REQUIREMENT | Set all the material down again unchanged, without the pictures.

_ _ _ _ _

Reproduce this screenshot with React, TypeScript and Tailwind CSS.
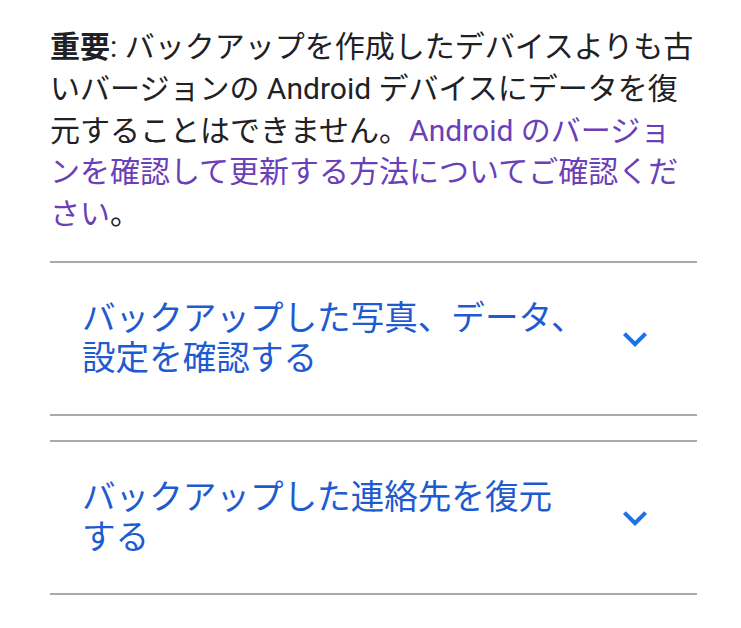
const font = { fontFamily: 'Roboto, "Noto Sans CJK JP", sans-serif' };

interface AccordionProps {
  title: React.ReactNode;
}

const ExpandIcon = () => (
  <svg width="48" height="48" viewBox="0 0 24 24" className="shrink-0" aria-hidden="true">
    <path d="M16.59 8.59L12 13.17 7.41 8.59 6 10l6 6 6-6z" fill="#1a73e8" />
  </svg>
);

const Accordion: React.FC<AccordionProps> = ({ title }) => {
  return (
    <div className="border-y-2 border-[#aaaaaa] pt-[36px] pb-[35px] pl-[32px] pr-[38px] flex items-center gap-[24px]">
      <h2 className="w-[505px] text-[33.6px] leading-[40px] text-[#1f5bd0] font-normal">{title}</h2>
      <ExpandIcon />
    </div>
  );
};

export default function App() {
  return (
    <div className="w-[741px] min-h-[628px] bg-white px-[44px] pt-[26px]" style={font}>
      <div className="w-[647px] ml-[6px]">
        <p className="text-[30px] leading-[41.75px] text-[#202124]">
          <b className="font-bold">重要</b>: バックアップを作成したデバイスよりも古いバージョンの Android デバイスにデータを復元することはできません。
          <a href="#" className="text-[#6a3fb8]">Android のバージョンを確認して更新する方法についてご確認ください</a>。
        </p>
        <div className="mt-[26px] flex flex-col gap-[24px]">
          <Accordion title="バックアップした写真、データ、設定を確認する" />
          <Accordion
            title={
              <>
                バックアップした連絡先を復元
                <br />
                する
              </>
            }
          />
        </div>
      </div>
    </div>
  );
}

_ _ _ _ _

TASK ANSWER |
Reproduce this screenshot with React, TypeScript and Tailwind CSS.
const font = { fontFamily: 'Roboto, "Noto Sans CJK JP", sans-serif' };

interface AccordionProps {
  title: React.ReactNode;
}

const ExpandIcon = () => (
  <svg width="48" height="48" viewBox="0 0 24 24" className="shrink-0" aria-hidden="true">
    <path d="M16.59 8.59L12 13.17 7.41 8.59 6 10l6 6 6-6z" fill="#1a73e8" />
  </svg>
);

const Accordion: React.FC<AccordionProps> = ({ title }) => {
  return (
    <div className="border-y-2 border-[#aaaaaa] pt-[36px] pb-[35px] pl-[32px] pr-[38px] flex items-center gap-[24px]">
      <h2 className="w-[505px] text-[33.6px] leading-[40px] text-[#1f5bd0] font-normal">{title}</h2>
      <ExpandIcon />
    </div>
  );
};

export default function App() {
  return (
    <div className="w-[741px] min-h-[628px] bg-white px-[44px] pt-[26px]" style={font}>
      <div className="w-[647px] ml-[6px]">
        <p className="text-[30px] leading-[41.75px] text-[#202124]">
          <b className="font-bold">重要</b>: バックアップを作成したデバイスよりも古いバージョンの Android デバイスにデータを復元することはできません。
          <a href="#" className="text-[#6a3fb8]">Android のバージョンを確認して更新する方法についてご確認ください</a>。
        </p>
        <div className="mt-[26px] flex flex-col gap-[24px]">
          <Accordion title="バックアップした写真、データ、設定を確認する" />
          <Accordion
            title={
              <>
                バックアップした連絡先を復元
                <br />
                する
              </>
            }
          />
        </div>
      </div>
    </div>
  );
}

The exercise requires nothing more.